I think we can all agree that the photos on our license are always tacky and horrible but mine is ultra terrible. But I'm okay with that. I will cherish this card forever even after it's expired because it's my first license and is a token of years of fear, self doubt, and overcoming the power the mind has over us. It is proof that you can do anything you put your mind to and that it is okay to fail because it is often our failures that lead to our success.
In the DMV I wanted to scream, shout, and holler about how excited I was that I finally got my license. I just wanted the whole world to know that after 10+ years of being afraid of driving, I finally did it. But everyone in the DMV has a monotonous look. Everyone is bored, tired, getting impatient, anxious, etc... so while I was a ball of joy wanting to burst internally, externally I had to suppress myself to mimic them. A bored and emotionless husk.

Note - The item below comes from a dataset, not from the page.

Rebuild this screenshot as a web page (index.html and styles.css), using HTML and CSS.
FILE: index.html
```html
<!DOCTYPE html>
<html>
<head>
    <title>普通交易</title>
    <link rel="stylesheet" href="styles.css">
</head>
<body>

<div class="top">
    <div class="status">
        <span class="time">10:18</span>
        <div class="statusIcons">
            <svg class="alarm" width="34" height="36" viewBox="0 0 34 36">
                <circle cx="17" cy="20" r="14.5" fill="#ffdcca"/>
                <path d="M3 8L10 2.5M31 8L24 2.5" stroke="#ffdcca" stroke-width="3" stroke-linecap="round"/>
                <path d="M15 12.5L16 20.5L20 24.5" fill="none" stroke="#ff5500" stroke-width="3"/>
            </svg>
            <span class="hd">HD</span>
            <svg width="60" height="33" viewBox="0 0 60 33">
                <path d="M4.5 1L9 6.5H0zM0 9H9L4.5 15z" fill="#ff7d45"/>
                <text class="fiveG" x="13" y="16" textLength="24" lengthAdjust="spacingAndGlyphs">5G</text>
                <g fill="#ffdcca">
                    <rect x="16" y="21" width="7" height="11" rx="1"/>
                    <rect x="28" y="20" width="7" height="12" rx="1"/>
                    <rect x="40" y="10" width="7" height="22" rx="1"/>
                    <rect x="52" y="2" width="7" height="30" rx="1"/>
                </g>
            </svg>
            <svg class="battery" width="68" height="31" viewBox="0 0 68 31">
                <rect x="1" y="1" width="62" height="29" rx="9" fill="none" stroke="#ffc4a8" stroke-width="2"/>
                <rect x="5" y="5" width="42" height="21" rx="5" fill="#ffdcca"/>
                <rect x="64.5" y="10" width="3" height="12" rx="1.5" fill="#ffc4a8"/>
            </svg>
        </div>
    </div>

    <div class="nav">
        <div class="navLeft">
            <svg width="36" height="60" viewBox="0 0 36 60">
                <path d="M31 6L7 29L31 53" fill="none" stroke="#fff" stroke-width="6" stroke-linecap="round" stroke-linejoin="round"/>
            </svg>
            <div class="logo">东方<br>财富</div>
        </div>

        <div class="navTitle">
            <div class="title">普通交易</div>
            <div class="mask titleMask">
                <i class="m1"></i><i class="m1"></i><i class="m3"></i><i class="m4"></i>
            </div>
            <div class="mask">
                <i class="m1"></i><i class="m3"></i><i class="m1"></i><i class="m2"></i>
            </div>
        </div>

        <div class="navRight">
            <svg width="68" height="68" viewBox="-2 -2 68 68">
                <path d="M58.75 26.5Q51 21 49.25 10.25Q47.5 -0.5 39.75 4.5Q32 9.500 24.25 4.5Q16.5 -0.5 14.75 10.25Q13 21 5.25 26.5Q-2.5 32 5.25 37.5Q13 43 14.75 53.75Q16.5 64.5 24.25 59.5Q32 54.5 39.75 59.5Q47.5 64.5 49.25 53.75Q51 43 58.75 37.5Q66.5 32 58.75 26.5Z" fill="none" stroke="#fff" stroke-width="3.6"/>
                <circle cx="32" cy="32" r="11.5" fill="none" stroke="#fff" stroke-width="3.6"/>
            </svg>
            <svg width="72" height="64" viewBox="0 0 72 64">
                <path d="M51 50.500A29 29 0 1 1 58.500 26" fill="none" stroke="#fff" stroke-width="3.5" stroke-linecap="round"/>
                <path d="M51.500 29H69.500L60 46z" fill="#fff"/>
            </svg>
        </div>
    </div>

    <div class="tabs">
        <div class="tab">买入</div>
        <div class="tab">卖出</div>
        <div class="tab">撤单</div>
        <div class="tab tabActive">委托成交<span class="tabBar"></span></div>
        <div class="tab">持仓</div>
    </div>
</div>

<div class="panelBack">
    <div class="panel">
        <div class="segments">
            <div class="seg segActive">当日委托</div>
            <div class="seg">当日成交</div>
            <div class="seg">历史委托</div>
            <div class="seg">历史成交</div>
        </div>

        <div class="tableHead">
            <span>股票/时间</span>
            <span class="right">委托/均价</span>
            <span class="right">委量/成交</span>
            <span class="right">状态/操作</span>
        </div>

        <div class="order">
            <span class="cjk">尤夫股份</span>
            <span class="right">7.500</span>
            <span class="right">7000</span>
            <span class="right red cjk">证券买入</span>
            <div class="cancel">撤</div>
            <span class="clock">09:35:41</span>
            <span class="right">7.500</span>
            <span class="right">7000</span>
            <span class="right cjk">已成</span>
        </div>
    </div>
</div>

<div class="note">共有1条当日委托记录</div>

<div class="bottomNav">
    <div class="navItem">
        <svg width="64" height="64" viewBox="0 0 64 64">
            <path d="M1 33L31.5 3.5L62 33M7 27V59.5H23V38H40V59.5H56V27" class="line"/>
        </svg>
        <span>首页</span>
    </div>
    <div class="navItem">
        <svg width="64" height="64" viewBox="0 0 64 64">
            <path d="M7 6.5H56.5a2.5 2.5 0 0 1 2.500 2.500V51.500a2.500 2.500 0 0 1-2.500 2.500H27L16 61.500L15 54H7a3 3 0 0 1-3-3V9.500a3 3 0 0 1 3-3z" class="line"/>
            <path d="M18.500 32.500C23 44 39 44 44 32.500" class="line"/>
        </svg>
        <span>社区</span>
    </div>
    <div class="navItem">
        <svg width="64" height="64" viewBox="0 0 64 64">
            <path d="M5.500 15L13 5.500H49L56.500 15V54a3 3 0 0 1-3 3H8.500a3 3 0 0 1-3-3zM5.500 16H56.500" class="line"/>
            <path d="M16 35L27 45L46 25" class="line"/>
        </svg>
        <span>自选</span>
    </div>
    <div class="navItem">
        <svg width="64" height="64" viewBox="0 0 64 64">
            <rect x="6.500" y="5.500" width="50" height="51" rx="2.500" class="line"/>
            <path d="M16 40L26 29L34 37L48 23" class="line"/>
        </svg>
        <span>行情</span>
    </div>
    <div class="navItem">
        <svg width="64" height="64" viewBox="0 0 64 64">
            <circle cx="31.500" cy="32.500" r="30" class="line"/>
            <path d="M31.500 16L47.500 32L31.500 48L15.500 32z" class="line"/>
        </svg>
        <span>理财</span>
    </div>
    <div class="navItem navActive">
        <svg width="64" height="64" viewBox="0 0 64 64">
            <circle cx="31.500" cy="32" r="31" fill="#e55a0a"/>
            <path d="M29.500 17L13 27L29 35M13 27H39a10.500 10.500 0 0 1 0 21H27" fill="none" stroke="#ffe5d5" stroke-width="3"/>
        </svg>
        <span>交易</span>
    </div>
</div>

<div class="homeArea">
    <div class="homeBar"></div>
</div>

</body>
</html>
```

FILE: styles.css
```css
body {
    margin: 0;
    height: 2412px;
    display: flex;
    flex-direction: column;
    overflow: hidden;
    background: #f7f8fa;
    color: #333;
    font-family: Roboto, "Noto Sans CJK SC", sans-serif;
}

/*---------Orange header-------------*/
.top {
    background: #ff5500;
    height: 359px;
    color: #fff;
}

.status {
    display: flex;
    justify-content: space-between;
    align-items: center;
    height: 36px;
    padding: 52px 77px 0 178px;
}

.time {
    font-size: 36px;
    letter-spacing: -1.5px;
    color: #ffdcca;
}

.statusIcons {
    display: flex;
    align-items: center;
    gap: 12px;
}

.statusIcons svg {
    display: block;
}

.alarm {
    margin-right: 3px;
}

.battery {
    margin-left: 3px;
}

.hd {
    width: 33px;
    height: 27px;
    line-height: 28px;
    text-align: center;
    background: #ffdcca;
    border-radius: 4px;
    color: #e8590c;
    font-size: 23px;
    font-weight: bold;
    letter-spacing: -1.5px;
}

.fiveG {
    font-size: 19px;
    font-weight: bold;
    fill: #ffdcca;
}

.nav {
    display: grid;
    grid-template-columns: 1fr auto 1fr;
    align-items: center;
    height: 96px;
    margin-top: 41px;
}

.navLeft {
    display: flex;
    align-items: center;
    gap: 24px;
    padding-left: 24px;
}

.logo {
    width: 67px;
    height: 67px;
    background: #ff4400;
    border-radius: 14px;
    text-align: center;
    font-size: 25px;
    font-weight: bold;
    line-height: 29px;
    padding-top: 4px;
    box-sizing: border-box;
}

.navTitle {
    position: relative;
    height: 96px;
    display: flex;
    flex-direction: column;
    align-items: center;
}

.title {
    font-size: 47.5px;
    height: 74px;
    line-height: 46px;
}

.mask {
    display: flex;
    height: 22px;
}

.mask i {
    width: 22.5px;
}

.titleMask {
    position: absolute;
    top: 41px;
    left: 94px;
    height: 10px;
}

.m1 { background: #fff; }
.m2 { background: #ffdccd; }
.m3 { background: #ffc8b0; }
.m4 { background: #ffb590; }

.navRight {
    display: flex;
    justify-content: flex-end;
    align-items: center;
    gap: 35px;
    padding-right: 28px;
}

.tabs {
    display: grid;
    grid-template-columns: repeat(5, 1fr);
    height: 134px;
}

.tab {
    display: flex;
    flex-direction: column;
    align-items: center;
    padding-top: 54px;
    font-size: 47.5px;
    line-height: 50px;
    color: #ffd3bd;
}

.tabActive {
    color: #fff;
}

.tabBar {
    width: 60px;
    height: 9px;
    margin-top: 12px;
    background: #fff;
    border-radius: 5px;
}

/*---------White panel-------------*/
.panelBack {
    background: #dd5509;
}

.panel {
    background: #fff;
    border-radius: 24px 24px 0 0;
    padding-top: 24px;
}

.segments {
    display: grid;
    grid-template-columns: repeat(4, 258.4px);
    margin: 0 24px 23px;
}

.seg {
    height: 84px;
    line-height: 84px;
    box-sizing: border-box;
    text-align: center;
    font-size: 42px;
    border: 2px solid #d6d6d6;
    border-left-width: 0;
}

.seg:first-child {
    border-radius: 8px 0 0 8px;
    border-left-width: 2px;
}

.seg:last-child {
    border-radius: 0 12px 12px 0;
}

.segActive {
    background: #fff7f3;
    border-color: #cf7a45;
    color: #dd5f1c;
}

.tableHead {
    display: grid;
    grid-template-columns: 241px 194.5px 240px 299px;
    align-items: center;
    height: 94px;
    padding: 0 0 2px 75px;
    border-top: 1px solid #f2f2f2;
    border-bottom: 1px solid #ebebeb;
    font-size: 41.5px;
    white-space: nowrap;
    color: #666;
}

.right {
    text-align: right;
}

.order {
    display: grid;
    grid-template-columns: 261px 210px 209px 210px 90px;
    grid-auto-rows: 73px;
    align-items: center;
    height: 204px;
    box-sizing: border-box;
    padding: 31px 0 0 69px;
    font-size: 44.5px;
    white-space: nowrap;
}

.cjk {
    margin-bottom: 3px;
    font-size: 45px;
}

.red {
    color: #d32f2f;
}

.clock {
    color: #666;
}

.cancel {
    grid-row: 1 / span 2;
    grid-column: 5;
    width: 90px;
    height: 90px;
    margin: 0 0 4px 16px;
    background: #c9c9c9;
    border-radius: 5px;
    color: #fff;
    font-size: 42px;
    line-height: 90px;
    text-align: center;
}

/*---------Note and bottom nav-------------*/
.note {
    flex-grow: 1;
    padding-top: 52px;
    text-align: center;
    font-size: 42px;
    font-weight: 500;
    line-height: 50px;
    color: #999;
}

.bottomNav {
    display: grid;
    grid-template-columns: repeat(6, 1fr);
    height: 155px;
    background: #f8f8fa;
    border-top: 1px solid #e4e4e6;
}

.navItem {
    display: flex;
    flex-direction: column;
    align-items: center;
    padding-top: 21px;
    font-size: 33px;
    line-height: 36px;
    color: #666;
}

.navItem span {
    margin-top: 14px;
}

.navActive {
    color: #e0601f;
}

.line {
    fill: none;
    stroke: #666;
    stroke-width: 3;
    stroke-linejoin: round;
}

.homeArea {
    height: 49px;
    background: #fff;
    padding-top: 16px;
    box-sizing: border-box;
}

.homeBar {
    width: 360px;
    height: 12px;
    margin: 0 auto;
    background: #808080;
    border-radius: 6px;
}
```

A179. I get called up and turn in my permit and a few minutes later I have my license in my hand. I immediately began to think of everything I currently do that I can now use my license for as well as things I couldn't do until I received a license.
I don't have to use my passport anymore to buy alcohol.
I can now fly on US planes with just my license (Real ID).
I can buy a car and drive by myself.
I can explore new opportunities like furthering my career, accomplishing other goals etc...
I have so much more power in my palms.
I'm not over all of my fears but this was probably the most important of them.
If you struggle with fear of driving or you reach a place where you keep making mistakes and failing. I promise you that it's okay and that if you keep trying you will see results of improvement and you will accomplish what you set out for. It is a long and tiring journey and I want to thank my bf for not giving up on me and sacrificing his time to let me fail and flop around in his car.
The feeling of finally making it is a really great high.
And this is only the beginning for me.